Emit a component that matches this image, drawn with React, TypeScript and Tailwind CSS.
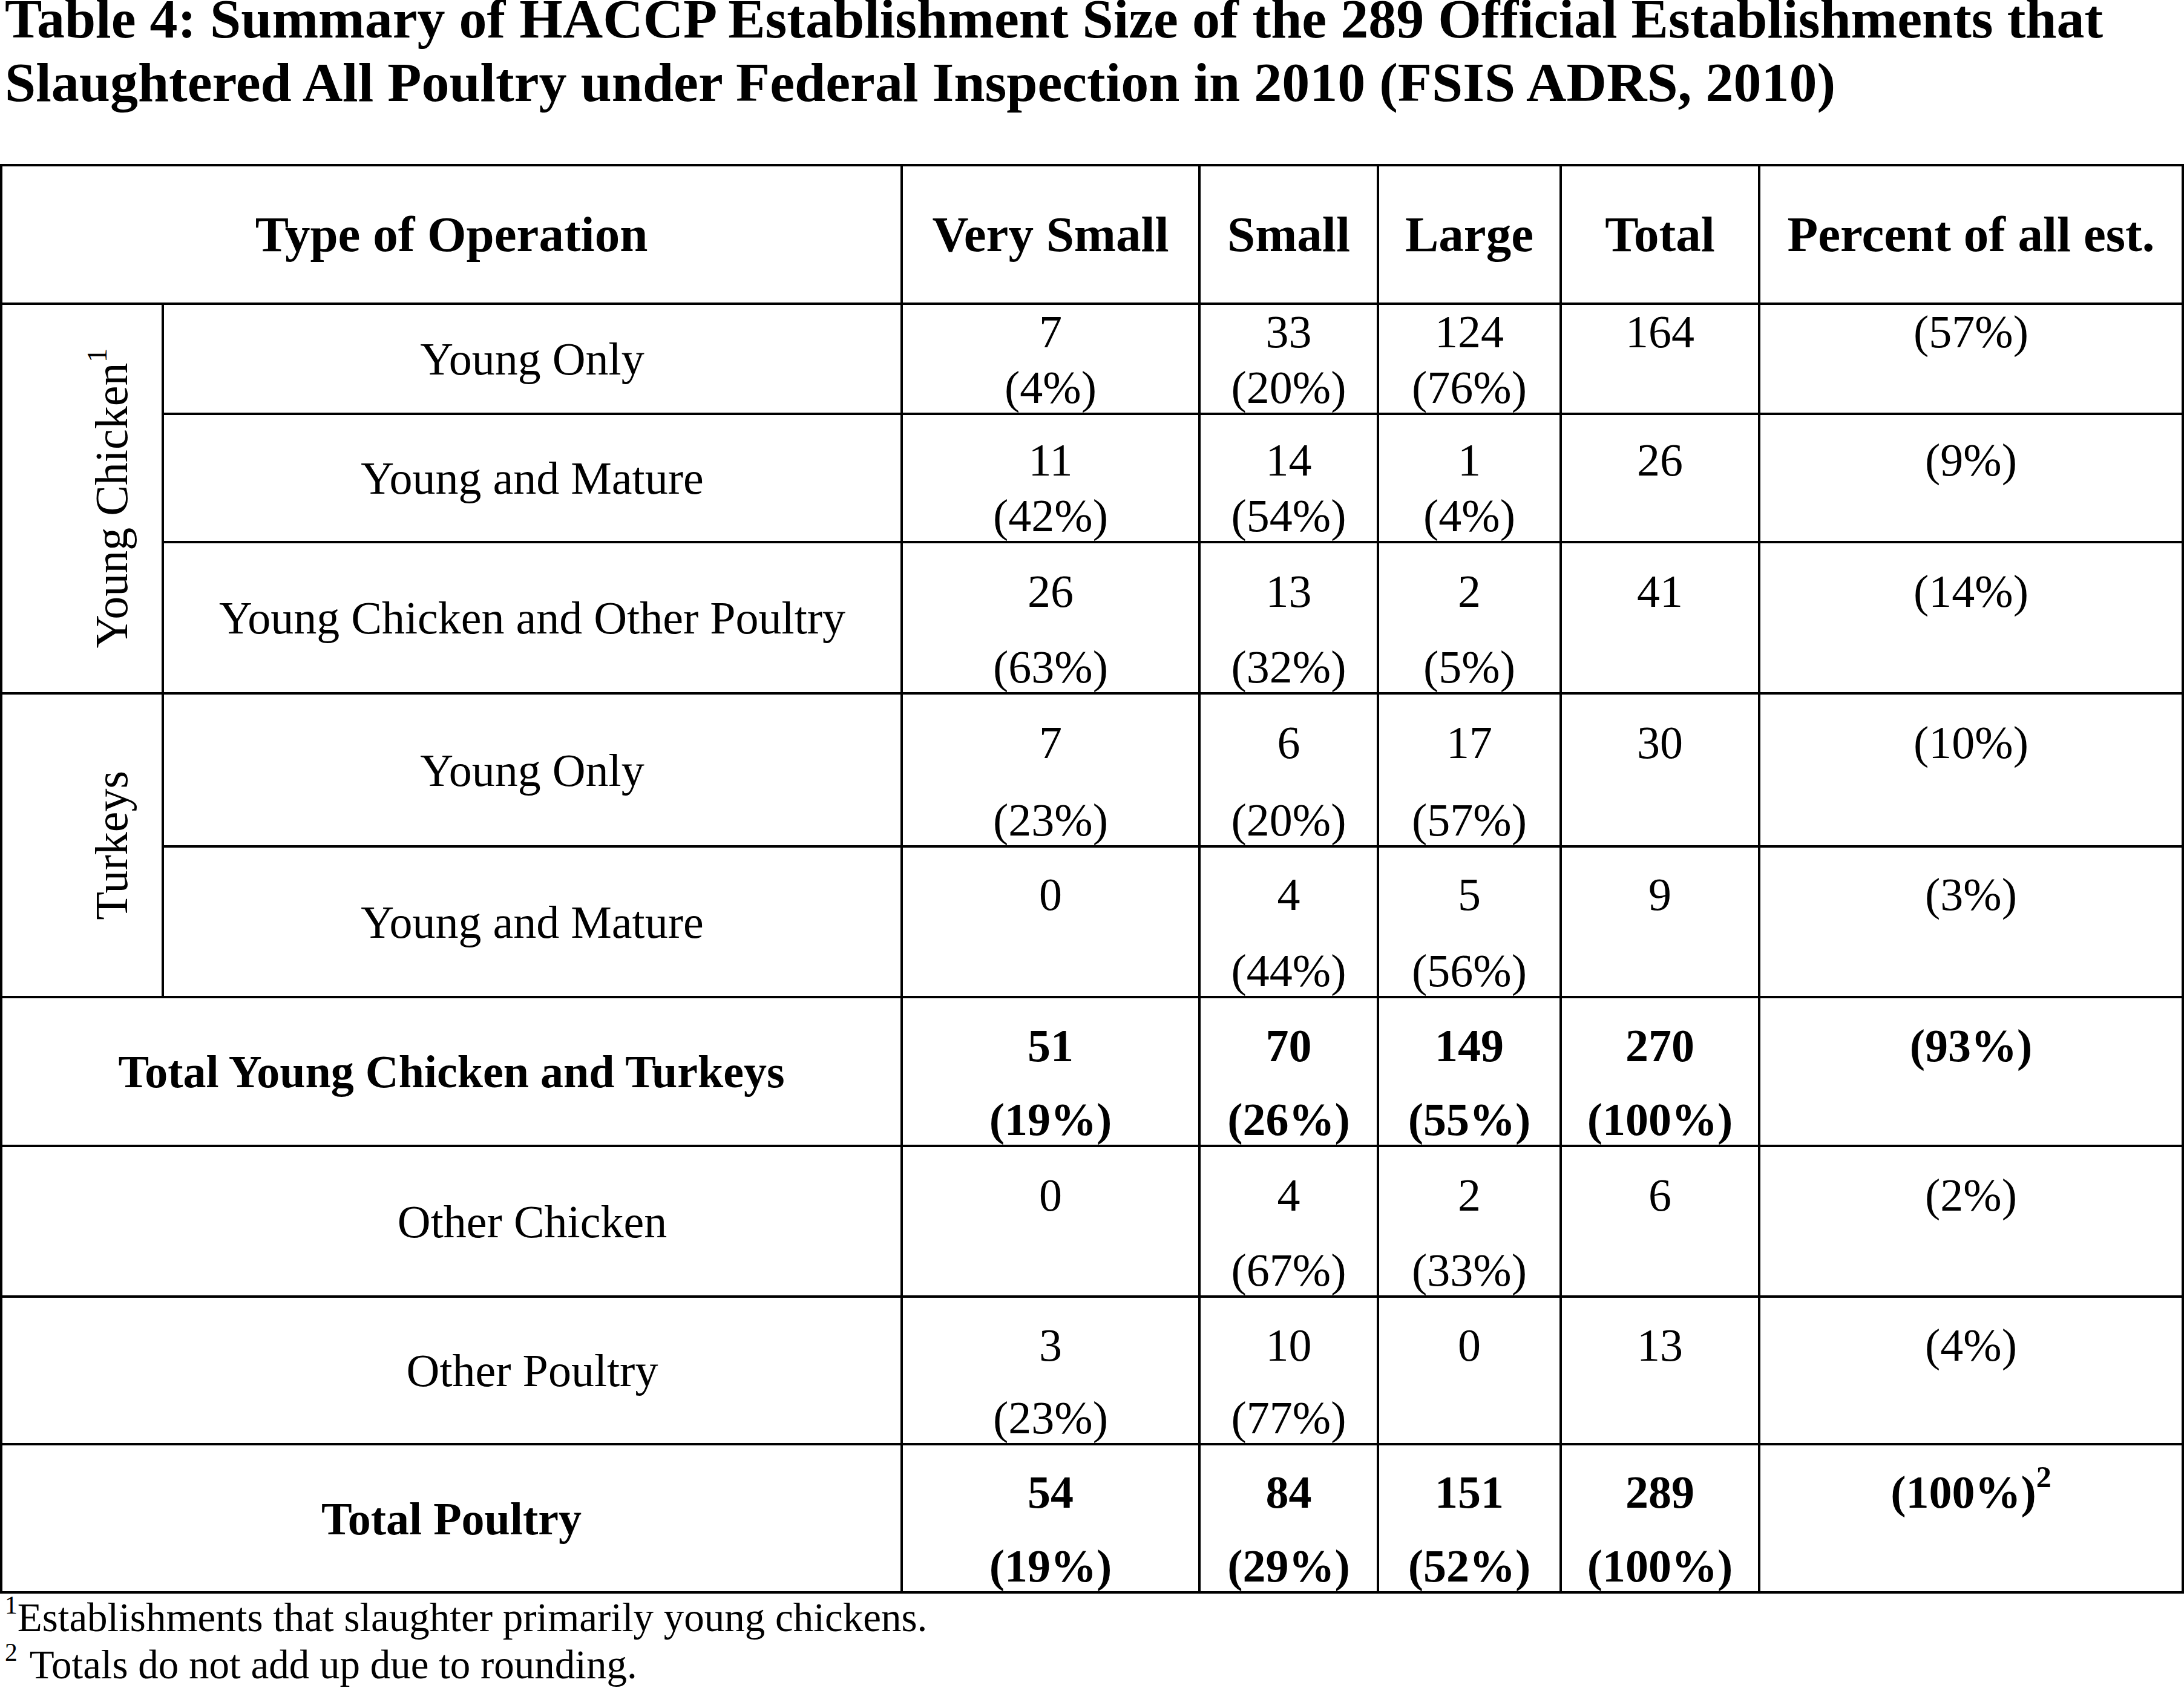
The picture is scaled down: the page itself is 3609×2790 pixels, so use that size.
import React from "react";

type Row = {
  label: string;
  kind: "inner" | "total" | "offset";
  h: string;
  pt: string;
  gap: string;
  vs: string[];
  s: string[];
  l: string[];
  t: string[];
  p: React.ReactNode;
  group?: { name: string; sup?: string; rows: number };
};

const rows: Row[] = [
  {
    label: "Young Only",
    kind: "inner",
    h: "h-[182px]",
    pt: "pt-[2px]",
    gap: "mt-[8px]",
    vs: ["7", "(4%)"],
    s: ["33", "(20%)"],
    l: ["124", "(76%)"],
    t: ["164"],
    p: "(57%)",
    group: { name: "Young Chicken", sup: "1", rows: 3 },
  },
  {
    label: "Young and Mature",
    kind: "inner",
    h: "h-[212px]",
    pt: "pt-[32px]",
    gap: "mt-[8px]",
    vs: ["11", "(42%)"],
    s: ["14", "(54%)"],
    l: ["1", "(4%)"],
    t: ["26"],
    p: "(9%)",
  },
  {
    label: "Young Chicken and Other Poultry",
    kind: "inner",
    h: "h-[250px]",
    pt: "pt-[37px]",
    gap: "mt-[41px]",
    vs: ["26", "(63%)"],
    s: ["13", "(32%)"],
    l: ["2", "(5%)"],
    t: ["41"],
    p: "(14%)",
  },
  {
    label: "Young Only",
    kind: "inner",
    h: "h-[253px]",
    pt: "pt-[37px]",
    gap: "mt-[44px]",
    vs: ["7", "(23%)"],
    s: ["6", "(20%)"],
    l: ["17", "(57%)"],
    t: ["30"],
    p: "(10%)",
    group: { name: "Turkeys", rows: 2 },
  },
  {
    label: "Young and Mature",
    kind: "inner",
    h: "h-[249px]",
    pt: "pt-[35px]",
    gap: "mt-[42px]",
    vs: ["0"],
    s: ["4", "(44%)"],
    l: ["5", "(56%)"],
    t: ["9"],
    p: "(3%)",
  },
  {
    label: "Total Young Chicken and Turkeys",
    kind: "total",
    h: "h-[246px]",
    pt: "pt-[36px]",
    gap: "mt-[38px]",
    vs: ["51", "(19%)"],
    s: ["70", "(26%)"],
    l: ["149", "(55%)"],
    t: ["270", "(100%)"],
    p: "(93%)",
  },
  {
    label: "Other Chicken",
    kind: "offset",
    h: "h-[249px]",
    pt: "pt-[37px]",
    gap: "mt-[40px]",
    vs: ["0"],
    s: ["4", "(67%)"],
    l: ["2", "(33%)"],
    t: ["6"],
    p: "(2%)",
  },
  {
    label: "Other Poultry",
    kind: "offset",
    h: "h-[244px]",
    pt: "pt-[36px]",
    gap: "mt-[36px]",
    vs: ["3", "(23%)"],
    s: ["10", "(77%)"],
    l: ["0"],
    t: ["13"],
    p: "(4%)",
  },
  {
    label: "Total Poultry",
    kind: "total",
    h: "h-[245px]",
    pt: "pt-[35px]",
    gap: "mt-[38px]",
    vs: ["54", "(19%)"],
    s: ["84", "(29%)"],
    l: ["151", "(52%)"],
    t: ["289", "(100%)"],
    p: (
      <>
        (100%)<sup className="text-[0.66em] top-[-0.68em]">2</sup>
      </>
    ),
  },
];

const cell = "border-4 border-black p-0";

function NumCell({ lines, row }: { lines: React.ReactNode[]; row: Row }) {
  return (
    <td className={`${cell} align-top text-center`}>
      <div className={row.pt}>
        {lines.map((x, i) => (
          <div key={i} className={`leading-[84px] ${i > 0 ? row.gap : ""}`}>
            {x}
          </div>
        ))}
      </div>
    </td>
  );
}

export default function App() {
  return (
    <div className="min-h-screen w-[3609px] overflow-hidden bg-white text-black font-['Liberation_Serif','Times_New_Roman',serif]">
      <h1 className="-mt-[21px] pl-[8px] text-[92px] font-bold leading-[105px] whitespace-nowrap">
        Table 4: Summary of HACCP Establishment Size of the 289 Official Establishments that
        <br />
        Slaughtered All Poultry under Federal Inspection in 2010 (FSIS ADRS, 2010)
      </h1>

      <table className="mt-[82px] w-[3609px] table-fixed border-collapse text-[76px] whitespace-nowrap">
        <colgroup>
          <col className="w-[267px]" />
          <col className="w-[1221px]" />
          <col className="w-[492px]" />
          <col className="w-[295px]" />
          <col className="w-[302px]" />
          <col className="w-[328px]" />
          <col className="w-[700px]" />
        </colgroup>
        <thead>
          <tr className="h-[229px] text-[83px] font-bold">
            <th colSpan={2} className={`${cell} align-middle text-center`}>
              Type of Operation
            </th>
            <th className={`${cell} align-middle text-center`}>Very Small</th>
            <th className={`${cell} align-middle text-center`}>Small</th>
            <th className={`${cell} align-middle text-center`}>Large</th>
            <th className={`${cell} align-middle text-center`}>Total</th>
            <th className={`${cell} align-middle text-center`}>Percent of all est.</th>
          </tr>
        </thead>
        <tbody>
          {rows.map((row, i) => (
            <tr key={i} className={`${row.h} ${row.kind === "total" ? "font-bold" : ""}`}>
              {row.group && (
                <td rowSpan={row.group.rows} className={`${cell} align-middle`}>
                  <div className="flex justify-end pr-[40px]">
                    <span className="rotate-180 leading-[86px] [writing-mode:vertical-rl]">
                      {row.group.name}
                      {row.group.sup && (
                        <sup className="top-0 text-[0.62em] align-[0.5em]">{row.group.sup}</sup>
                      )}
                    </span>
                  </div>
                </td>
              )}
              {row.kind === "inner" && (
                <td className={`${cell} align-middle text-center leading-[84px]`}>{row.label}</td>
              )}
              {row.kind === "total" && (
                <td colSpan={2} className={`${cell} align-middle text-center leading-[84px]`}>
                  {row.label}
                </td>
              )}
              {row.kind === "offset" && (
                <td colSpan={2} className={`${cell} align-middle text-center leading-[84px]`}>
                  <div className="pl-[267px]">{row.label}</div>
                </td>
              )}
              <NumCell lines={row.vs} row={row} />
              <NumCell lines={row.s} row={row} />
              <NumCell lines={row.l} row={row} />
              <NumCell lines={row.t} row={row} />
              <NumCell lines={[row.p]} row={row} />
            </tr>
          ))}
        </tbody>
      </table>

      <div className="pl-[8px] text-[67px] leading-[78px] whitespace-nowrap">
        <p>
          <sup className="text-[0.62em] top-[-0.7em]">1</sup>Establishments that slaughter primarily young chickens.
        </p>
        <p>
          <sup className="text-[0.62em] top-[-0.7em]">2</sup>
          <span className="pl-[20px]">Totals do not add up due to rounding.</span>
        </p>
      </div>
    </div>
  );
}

^^^^^^^^

• STATED EXERCISE:
From start to finish, output the listing exactly, but omit its pictures.

• EXERCISE ANSWER:
Emit a component that matches this image, drawn with React, TypeScript and Tailwind CSS.
The picture is scaled down: the page itself is 3609×2790 pixels, so use that size.
import React from "react";

type Row = {
  label: string;
  kind: "inner" | "total" | "offset";
  h: string;
  pt: string;
  gap: string;
  vs: string[];
  s: string[];
  l: string[];
  t: string[];
  p: React.ReactNode;
  group?: { name: string; sup?: string; rows: number };
};

const rows: Row[] = [
  {
    label: "Young Only",
    kind: "inner",
    h: "h-[182px]",
    pt: "pt-[2px]",
    gap: "mt-[8px]",
    vs: ["7", "(4%)"],
    s: ["33", "(20%)"],
    l: ["124", "(76%)"],
    t: ["164"],
    p: "(57%)",
    group: { name: "Young Chicken", sup: "1", rows: 3 },
  },
  {
    label: "Young and Mature",
    kind: "inner",
    h: "h-[212px]",
    pt: "pt-[32px]",
    gap: "mt-[8px]",
    vs: ["11", "(42%)"],
    s: ["14", "(54%)"],
    l: ["1", "(4%)"],
    t: ["26"],
    p: "(9%)",
  },
  {
    label: "Young Chicken and Other Poultry",
    kind: "inner",
    h: "h-[250px]",
    pt: "pt-[37px]",
    gap: "mt-[41px]",
    vs: ["26", "(63%)"],
    s: ["13", "(32%)"],
    l: ["2", "(5%)"],
    t: ["41"],
    p: "(14%)",
  },
  {
    label: "Young Only",
    kind: "inner",
    h: "h-[253px]",
    pt: "pt-[37px]",
    gap: "mt-[44px]",
    vs: ["7", "(23%)"],
    s: ["6", "(20%)"],
    l: ["17", "(57%)"],
    t: ["30"],
    p: "(10%)",
    group: { name: "Turkeys", rows: 2 },
  },
  {
    label: "Young and Mature",
    kind: "inner",
    h: "h-[249px]",
    pt: "pt-[35px]",
    gap: "mt-[42px]",
    vs: ["0"],
    s: ["4", "(44%)"],
    l: ["5", "(56%)"],
    t: ["9"],
    p: "(3%)",
  },
  {
    label: "Total Young Chicken and Turkeys",
    kind: "total",
    h: "h-[246px]",
    pt: "pt-[36px]",
    gap: "mt-[38px]",
    vs: ["51", "(19%)"],
    s: ["70", "(26%)"],
    l: ["149", "(55%)"],
    t: ["270", "(100%)"],
    p: "(93%)",
  },
  {
    label: "Other Chicken",
    kind: "offset",
    h: "h-[249px]",
    pt: "pt-[37px]",
    gap: "mt-[40px]",
    vs: ["0"],
    s: ["4", "(67%)"],
    l: ["2", "(33%)"],
    t: ["6"],
    p: "(2%)",
  },
  {
    label: "Other Poultry",
    kind: "offset",
    h: "h-[244px]",
    pt: "pt-[36px]",
    gap: "mt-[36px]",
    vs: ["3", "(23%)"],
    s: ["10", "(77%)"],
    l: ["0"],
    t: ["13"],
    p: "(4%)",
  },
  {
    label: "Total Poultry",
    kind: "total",
    h: "h-[245px]",
    pt: "pt-[35px]",
    gap: "mt-[38px]",
    vs: ["54", "(19%)"],
    s: ["84", "(29%)"],
    l: ["151", "(52%)"],
    t: ["289", "(100%)"],
    p: (
      <>
        (100%)<sup className="text-[0.66em] top-[-0.68em]">2</sup>
      </>
    ),
  },
];

const cell = "border-4 border-black p-0";

function NumCell({ lines, row }: { lines: React.ReactNode[]; row: Row }) {
  return (
    <td className={`${cell} align-top text-center`}>
      <div className={row.pt}>
        {lines.map((x, i) => (
          <div key={i} className={`leading-[84px] ${i > 0 ? row.gap : ""}`}>
            {x}
          </div>
        ))}
      </div>
    </td>
  );
}

export default function App() {
  return (
    <div className="min-h-screen w-[3609px] overflow-hidden bg-white text-black font-['Liberation_Serif','Times_New_Roman',serif]">
      <h1 className="-mt-[21px] pl-[8px] text-[92px] font-bold leading-[105px] whitespace-nowrap">
        Table 4: Summary of HACCP Establishment Size of the 289 Official Establishments that
        <br />
        Slaughtered All Poultry under Federal Inspection in 2010 (FSIS ADRS, 2010)
      </h1>

      <table className="mt-[82px] w-[3609px] table-fixed border-collapse text-[76px] whitespace-nowrap">
        <colgroup>
          <col className="w-[267px]" />
          <col className="w-[1221px]" />
          <col className="w-[492px]" />
          <col className="w-[295px]" />
          <col className="w-[302px]" />
          <col className="w-[328px]" />
          <col className="w-[700px]" />
        </colgroup>
        <thead>
          <tr className="h-[229px] text-[83px] font-bold">
            <th colSpan={2} className={`${cell} align-middle text-center`}>
              Type of Operation
            </th>
            <th className={`${cell} align-middle text-center`}>Very Small</th>
            <th className={`${cell} align-middle text-center`}>Small</th>
            <th className={`${cell} align-middle text-center`}>Large</th>
            <th className={`${cell} align-middle text-center`}>Total</th>
            <th className={`${cell} align-middle text-center`}>Percent of all est.</th>
          </tr>
        </thead>
        <tbody>
          {rows.map((row, i) => (
            <tr key={i} className={`${row.h} ${row.kind === "total" ? "font-bold" : ""}`}>
              {row.group && (
                <td rowSpan={row.group.rows} className={`${cell} align-middle`}>
                  <div className="flex justify-end pr-[40px]">
                    <span className="rotate-180 leading-[86px] [writing-mode:vertical-rl]">
                      {row.group.name}
                      {row.group.sup && (
                        <sup className="top-0 text-[0.62em] align-[0.5em]">{row.group.sup}</sup>
                      )}
                    </span>
                  </div>
                </td>
              )}
              {row.kind === "inner" && (
                <td className={`${cell} align-middle text-center leading-[84px]`}>{row.label}</td>
              )}
              {row.kind === "total" && (
                <td colSpan={2} className={`${cell} align-middle text-center leading-[84px]`}>
                  {row.label}
                </td>
              )}
              {row.kind === "offset" && (
                <td colSpan={2} className={`${cell} align-middle text-center leading-[84px]`}>
                  <div className="pl-[267px]">{row.label}</div>
                </td>
              )}
              <NumCell lines={row.vs} row={row} />
              <NumCell lines={row.s} row={row} />
              <NumCell lines={row.l} row={row} />
              <NumCell lines={row.t} row={row} />
              <NumCell lines={[row.p]} row={row} />
            </tr>
          ))}
        </tbody>
      </table>

      <div className="pl-[8px] text-[67px] leading-[78px] whitespace-nowrap">
        <p>
          <sup className="text-[0.62em] top-[-0.7em]">1</sup>Establishments that slaughter primarily young chickens.
        </p>
        <p>
          <sup className="text-[0.62em] top-[-0.7em]">2</sup>
          <span className="pl-[20px]">Totals do not add up due to rounding.</span>
        </p>
      </div>
    </div>
  );
}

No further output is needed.